Identify the lines bearing the string "screenshot" and gather them.
::::::
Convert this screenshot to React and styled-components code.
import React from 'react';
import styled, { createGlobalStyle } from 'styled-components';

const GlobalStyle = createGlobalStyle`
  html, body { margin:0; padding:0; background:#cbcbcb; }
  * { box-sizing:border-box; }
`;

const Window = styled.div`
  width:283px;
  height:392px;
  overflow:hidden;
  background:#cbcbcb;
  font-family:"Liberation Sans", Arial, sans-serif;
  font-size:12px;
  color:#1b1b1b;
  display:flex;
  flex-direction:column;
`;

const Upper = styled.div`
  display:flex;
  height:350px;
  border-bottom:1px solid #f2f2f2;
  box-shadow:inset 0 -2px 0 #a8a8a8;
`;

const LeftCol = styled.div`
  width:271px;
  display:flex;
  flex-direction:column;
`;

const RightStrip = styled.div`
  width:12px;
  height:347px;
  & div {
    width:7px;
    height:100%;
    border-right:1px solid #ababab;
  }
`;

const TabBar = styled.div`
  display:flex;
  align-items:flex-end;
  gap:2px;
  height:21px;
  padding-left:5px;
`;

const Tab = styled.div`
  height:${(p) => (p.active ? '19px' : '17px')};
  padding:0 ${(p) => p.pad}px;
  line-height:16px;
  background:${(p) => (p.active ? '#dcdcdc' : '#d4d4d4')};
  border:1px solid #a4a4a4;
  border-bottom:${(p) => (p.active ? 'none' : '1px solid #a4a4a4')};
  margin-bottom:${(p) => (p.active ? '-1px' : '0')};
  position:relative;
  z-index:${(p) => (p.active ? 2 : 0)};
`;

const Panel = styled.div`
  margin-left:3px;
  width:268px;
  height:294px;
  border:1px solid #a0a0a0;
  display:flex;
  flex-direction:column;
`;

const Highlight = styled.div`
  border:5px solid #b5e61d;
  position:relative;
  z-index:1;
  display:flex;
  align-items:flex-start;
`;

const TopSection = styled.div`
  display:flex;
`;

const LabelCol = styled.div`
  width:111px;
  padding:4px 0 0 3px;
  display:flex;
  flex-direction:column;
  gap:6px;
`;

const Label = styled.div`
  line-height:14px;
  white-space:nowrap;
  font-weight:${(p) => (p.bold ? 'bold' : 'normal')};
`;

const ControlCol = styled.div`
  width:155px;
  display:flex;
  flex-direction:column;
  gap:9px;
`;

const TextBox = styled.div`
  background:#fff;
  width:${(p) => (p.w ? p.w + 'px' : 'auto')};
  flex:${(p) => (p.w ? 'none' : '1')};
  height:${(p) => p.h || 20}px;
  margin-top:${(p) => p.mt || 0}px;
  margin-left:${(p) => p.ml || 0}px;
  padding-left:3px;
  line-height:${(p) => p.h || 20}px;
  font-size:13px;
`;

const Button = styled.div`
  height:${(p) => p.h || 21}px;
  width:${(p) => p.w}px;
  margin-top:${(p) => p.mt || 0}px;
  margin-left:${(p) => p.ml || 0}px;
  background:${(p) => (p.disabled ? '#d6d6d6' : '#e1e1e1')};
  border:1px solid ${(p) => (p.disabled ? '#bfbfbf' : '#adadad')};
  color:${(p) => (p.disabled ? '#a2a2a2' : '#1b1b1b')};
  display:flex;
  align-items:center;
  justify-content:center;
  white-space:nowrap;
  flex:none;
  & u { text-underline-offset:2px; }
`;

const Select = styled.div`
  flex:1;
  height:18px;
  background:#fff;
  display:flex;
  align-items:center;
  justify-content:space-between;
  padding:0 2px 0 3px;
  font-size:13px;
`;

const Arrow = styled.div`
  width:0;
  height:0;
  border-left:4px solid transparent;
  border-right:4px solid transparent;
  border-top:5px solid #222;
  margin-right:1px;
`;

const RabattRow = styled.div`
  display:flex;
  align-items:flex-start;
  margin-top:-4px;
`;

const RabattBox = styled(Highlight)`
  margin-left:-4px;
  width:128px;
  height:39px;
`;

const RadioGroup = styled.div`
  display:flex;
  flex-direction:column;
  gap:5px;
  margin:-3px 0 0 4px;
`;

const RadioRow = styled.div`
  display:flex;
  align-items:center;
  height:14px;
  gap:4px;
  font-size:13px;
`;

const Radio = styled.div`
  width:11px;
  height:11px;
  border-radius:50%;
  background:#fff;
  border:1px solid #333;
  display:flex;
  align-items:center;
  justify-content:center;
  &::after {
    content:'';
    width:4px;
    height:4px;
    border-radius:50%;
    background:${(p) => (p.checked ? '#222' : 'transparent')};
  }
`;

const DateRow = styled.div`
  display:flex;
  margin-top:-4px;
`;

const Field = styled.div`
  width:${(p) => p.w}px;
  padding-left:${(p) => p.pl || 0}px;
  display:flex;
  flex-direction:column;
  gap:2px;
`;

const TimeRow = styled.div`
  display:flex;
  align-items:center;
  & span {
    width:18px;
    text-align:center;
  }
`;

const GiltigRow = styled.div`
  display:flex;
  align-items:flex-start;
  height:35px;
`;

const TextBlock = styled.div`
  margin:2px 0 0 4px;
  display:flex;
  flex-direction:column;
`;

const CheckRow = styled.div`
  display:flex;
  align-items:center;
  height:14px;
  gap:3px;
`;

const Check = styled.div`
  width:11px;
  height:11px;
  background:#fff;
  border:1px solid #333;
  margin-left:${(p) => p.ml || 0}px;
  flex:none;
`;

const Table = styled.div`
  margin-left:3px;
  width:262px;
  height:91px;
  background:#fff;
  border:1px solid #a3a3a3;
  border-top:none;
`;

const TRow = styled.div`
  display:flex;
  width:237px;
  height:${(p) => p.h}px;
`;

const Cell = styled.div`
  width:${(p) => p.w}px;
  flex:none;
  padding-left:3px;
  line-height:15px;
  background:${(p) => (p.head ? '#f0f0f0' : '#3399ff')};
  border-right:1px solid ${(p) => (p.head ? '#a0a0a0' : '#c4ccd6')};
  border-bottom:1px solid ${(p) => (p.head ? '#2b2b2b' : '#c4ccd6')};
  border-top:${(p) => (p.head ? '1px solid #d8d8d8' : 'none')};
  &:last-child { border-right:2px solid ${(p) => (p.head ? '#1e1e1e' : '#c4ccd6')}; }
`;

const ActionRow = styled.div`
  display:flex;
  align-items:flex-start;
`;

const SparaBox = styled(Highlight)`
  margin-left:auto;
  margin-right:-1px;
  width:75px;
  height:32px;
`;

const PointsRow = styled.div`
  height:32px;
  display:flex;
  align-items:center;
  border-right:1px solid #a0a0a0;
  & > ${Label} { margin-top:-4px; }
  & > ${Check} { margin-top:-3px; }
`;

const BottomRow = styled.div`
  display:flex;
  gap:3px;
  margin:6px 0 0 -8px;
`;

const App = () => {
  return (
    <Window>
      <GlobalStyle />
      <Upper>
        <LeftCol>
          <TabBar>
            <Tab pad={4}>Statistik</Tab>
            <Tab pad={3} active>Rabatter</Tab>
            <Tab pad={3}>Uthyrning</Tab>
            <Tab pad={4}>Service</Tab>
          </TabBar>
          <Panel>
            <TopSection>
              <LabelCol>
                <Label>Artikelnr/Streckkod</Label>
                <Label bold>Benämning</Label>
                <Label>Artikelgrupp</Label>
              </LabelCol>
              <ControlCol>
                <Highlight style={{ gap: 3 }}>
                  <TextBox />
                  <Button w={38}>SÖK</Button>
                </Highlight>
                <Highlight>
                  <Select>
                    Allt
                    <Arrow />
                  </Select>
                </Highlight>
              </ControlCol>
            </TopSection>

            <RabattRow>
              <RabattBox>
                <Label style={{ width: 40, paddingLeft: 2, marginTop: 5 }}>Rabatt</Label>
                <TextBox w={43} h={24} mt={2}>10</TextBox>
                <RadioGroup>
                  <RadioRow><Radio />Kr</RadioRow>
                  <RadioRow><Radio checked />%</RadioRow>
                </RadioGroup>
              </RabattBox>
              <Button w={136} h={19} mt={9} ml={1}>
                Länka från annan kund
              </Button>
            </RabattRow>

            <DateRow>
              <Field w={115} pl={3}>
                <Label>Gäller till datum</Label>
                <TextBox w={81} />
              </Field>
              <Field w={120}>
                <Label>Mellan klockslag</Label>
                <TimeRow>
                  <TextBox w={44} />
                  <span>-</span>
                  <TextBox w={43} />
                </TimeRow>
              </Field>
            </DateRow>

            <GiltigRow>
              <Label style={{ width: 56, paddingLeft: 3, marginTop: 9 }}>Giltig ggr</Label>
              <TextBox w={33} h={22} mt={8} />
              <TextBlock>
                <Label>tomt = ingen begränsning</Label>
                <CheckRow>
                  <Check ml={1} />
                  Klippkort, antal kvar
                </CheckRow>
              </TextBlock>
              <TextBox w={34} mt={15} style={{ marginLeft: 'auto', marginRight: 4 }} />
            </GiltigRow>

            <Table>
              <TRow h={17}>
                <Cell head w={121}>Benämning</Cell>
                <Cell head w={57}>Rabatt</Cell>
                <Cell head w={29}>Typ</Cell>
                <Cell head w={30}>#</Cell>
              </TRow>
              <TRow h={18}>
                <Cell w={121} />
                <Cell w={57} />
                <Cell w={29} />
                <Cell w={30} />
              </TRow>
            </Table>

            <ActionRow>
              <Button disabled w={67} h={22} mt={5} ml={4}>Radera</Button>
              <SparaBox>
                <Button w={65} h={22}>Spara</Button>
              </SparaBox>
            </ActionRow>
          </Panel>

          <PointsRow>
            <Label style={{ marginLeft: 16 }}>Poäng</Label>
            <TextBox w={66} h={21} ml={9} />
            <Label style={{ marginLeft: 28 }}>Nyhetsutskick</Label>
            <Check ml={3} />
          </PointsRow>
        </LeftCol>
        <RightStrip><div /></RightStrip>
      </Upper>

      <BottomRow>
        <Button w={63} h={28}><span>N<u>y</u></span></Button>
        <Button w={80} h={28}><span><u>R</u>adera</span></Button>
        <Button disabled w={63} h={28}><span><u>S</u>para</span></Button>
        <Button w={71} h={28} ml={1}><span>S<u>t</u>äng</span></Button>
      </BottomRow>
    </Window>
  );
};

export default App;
::::::
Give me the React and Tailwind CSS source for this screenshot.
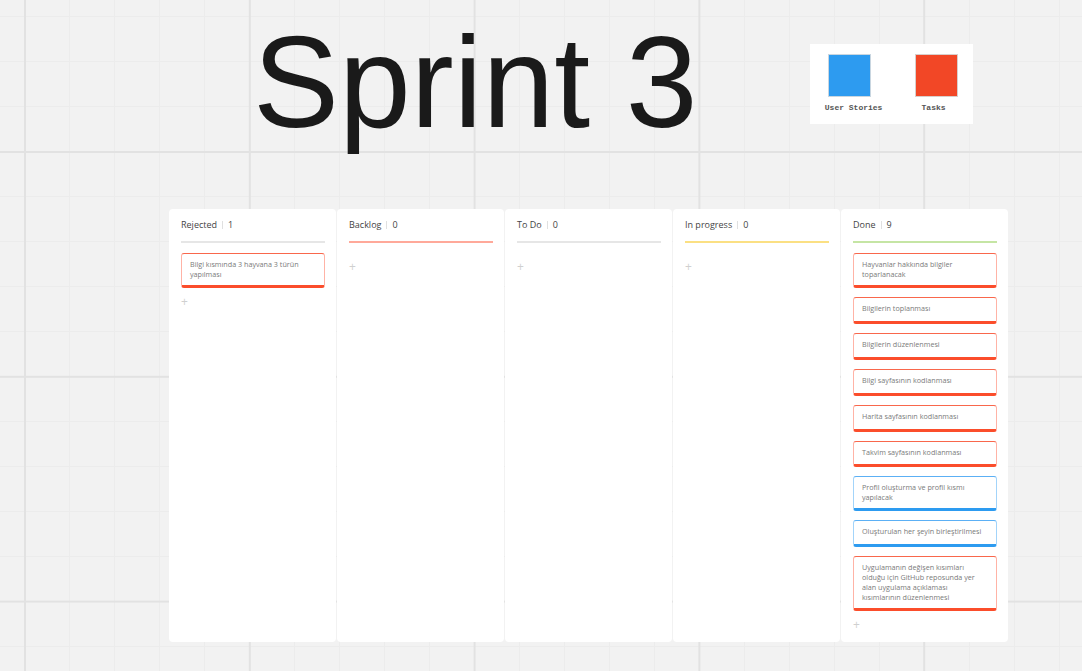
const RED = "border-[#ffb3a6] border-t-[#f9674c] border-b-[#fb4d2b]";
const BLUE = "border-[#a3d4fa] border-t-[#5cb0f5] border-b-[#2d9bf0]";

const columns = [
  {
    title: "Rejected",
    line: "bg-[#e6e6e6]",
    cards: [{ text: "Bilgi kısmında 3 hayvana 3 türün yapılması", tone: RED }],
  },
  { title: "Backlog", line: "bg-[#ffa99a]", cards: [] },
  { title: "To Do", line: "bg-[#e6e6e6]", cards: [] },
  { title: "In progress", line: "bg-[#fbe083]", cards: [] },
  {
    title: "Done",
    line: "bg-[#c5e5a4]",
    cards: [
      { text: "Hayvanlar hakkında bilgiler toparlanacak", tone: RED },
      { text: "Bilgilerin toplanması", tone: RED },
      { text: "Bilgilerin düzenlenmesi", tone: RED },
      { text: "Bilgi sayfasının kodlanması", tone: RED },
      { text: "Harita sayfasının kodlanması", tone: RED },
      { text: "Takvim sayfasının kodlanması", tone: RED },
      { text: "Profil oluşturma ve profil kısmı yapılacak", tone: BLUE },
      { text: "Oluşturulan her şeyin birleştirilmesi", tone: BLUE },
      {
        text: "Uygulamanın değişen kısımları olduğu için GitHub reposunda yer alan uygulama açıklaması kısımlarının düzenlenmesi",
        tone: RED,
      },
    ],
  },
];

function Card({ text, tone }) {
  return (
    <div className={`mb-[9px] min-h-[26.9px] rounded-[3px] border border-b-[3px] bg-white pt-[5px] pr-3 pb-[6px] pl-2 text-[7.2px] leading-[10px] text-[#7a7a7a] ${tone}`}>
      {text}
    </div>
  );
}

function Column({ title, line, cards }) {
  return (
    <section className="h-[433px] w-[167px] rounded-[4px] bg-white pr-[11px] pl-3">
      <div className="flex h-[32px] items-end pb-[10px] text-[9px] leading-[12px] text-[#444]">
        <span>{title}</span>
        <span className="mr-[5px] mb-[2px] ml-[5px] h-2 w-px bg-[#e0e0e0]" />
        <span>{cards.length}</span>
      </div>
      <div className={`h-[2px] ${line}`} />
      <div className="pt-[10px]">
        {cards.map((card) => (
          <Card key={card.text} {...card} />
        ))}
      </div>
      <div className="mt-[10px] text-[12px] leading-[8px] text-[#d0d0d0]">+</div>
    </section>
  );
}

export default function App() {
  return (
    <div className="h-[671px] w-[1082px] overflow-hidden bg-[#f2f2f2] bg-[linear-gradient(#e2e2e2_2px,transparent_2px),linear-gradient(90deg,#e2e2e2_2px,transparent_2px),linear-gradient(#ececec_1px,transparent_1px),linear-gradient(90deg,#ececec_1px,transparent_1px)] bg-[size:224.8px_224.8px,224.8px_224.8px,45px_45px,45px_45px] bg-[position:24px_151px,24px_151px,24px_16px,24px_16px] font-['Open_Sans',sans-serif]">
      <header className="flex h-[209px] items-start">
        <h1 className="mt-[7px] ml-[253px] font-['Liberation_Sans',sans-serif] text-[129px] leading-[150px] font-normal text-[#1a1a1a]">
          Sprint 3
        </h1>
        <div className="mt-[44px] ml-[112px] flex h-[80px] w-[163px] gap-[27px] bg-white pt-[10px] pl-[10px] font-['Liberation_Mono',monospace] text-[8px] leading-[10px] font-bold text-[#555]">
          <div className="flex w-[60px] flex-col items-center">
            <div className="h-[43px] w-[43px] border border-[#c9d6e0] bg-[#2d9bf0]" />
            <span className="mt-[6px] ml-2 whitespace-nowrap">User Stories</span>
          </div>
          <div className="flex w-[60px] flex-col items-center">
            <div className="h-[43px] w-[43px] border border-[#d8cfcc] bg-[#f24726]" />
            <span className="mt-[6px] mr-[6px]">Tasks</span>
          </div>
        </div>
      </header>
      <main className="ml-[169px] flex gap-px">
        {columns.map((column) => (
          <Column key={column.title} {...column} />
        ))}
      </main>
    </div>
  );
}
::::::
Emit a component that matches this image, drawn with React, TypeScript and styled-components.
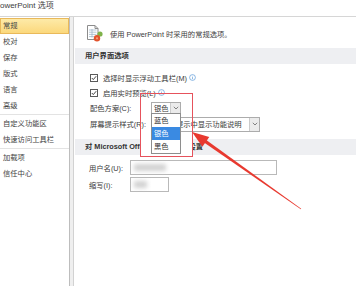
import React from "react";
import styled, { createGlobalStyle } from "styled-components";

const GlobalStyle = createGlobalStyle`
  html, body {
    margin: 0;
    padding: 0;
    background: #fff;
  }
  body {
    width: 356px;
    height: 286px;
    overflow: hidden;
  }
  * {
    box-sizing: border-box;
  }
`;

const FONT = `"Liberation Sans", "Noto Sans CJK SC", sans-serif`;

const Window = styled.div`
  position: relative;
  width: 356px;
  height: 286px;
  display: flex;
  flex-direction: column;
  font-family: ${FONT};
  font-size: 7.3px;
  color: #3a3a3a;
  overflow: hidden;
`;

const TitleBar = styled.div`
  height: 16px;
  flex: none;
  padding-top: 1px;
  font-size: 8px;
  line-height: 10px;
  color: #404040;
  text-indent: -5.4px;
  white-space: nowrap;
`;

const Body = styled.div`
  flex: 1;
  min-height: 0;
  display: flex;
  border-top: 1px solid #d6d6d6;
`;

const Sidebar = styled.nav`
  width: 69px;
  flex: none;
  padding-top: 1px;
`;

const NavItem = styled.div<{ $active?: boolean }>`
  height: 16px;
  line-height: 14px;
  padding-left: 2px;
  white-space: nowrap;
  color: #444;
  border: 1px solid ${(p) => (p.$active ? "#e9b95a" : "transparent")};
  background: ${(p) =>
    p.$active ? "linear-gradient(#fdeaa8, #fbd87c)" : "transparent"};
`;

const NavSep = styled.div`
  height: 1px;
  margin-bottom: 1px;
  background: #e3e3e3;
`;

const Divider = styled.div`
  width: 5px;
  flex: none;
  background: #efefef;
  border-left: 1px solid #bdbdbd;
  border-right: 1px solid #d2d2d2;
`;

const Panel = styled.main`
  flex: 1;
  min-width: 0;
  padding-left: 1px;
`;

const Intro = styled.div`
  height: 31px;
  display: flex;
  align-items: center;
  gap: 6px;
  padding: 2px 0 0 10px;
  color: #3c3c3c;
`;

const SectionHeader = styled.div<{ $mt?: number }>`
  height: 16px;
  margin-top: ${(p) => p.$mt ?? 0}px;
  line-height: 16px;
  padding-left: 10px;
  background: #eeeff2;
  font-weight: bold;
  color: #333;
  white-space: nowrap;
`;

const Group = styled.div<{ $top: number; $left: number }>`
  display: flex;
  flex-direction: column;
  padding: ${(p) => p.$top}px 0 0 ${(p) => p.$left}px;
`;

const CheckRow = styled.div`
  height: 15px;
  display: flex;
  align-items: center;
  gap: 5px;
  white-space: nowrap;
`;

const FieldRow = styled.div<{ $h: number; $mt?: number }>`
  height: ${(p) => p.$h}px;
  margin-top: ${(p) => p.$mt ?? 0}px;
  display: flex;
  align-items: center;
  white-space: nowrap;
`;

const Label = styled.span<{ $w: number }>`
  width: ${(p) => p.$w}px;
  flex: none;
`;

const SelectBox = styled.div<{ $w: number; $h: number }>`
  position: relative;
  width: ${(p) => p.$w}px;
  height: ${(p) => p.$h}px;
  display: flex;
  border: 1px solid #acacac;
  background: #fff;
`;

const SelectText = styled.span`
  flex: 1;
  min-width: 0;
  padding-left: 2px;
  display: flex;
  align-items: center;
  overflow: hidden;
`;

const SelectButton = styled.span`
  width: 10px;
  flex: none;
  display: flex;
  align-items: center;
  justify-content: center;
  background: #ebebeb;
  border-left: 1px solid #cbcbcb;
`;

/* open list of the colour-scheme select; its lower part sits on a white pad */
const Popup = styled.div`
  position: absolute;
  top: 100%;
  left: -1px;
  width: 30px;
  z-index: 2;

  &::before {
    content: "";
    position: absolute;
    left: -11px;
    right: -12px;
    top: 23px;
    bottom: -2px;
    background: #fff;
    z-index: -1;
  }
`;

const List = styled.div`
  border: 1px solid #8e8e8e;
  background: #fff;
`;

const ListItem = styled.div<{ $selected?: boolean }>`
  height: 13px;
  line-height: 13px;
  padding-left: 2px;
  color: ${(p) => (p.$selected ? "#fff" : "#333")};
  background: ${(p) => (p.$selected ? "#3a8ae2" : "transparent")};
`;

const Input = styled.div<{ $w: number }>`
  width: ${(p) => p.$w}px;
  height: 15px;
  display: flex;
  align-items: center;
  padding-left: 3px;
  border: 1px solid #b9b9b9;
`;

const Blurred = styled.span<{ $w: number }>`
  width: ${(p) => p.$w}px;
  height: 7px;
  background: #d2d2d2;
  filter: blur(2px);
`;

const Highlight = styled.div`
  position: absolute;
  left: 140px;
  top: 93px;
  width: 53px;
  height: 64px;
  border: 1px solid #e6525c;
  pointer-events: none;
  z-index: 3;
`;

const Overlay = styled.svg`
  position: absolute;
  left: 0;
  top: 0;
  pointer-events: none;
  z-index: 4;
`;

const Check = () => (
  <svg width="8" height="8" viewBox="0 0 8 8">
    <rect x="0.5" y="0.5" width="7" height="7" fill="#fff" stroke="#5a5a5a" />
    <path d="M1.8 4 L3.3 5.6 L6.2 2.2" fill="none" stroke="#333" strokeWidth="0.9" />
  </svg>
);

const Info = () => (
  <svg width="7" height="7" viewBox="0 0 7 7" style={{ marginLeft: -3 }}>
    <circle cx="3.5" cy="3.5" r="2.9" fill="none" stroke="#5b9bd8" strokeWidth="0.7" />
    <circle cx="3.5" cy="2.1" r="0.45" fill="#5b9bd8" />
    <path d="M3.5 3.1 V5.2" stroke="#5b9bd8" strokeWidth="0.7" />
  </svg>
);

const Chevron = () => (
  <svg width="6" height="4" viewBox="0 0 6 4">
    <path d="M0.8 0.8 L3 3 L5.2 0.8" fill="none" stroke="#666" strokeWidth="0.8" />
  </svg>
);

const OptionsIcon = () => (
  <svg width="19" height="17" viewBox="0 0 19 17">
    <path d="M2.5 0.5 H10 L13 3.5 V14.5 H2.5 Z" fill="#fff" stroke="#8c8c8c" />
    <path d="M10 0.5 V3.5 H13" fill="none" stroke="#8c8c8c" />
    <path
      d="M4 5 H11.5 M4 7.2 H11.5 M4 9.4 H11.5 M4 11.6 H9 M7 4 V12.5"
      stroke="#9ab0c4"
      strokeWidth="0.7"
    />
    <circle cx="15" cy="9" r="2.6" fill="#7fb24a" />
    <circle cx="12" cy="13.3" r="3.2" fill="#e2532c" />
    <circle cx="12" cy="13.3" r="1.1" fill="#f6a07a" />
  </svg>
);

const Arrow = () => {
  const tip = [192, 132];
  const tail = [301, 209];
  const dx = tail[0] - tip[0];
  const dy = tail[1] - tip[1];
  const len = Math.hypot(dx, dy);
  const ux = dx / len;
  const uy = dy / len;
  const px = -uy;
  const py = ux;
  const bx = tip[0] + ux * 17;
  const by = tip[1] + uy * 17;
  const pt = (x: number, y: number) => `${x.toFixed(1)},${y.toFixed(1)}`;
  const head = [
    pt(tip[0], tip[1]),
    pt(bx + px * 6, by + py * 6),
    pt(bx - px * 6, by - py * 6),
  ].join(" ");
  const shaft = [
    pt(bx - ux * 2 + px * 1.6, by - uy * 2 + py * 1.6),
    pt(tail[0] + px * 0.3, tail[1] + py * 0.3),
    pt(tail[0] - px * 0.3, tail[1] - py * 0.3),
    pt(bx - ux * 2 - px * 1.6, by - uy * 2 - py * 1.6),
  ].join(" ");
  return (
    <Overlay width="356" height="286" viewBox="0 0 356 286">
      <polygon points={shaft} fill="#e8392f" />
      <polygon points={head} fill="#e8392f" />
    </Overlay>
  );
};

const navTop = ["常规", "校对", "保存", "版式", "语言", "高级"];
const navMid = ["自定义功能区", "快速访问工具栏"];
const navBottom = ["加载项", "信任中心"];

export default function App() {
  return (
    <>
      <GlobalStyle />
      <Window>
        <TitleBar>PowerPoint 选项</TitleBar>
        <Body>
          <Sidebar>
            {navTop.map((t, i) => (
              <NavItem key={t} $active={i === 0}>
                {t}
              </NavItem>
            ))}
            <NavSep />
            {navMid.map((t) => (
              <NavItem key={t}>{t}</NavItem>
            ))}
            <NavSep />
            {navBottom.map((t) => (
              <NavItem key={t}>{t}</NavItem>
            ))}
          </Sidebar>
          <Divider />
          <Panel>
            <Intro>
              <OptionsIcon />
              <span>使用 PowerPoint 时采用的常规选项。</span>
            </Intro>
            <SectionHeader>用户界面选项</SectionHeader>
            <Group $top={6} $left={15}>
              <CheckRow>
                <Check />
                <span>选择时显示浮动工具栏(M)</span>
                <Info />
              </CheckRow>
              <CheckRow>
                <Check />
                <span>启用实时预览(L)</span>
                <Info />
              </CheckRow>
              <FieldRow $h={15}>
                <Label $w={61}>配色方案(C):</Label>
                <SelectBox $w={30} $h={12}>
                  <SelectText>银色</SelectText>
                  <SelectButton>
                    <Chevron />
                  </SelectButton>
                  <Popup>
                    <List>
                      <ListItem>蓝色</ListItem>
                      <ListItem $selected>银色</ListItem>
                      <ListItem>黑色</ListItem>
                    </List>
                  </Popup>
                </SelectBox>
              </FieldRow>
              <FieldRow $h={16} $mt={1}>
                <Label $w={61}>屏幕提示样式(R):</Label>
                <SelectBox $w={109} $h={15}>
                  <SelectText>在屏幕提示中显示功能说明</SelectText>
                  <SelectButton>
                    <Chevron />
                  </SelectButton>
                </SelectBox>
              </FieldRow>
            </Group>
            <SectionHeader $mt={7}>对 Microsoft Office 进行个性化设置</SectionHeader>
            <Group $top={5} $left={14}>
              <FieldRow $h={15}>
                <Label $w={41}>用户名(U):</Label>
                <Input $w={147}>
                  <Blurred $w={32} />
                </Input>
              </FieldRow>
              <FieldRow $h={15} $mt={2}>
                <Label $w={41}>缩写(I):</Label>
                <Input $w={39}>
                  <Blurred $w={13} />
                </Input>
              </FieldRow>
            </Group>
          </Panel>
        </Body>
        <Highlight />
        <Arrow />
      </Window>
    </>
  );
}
::::::
WORKED SOLUTION:
Convert this screenshot to React and styled-components code.
Give me the React and Tailwind CSS source for this screenshot.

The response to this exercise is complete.